The Corporate Landlord Shakedown: Working-Class Renters Demand Federal Protection Against Predatory 'Junk Fees'
As property management conglomerates inflate their margins with exploitative add-on charges, the battle for housing justice heads to the Federal Trade Commission.

Across the United States, working-class tenants are organizing to fight back against an aggressive surge of predatory add-on charges that are driving up the cost of survival and pushing vulnerable families toward eviction. Operating in a deeply unequal housing market, corporate landlords are increasingly utilizing "take-it-or-leave-it" lease terms to extract extra wealth from renters. In response, a grassroots coalition of tenants, housing advocates, and legal experts is demanding that the Federal Trade Commission (FTC) step in to establish robust federal protections to curb these exploitative practices.
The battleground has shifted to the FTC's newly reopened rulemaking process, where the federal government is considering national regulations on rental housing fees. The scale of public outrage is unmistakable. Out of 471 public comments analyzed by the Guardian, nearly 400 explicitly supported federal intervention or detailed the financial devastation caused by these corporate junk fees. Conversely, fewer than 60 comments opposed regulation—almost all of them submitted by corporate lobbyists and real estate trade groups looking to protect their bottom lines.
For everyday renters, these fees are not just minor inconveniences; they are a direct threat to housing security. Farah Momin, a renter in Seattle, testified to the FTC in April about the profound sense of powerlessness felt by tenants. Momin explained that because the financial and physical toll of moving is so high, working-class tenants are often forced to absorb unfair, abusive charges rather than face the disruption of relocation. She urged the FTC to enact federal baseline protections to level a playing field that is currently stacked entirely in favor of corporate housing providers.

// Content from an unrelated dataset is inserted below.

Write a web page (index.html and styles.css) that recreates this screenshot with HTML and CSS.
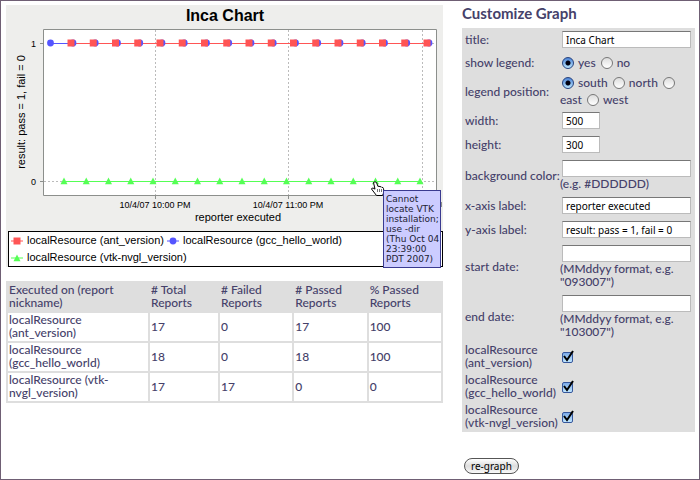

This crisis of affordability is the direct result of rapid corporate consolidation in the housing market. Over the last decade, institutional investors and professional property management conglomerates have systematically bought up American residential real estate. According to census data, the market share of professional property managers has expanded by a staggering 47% over the last ten years. This corporate takeover is most severe in larger apartment complexes; in buildings with 50 units or more, professional management companies control over half of all units, giving them immense monopolistic leverage over tenants.
Predictably, the real estate lobby is fighting desperately to maintain its right to exploit tenants. In a joint statement to the FTC, leading industry groups defended these predatory practices, claiming that restrictions on fees would create "practical barriers" and "inflate base housing costs." They went so far as to argue that these hidden costs are a "necessary part" of their pricing structures. This corporate doublespeak attempts to frame profit-maximizing fees as a benefit to residents, ignoring the reality that these charges are designed solely to expand corporate profit margins at the expense of human beings.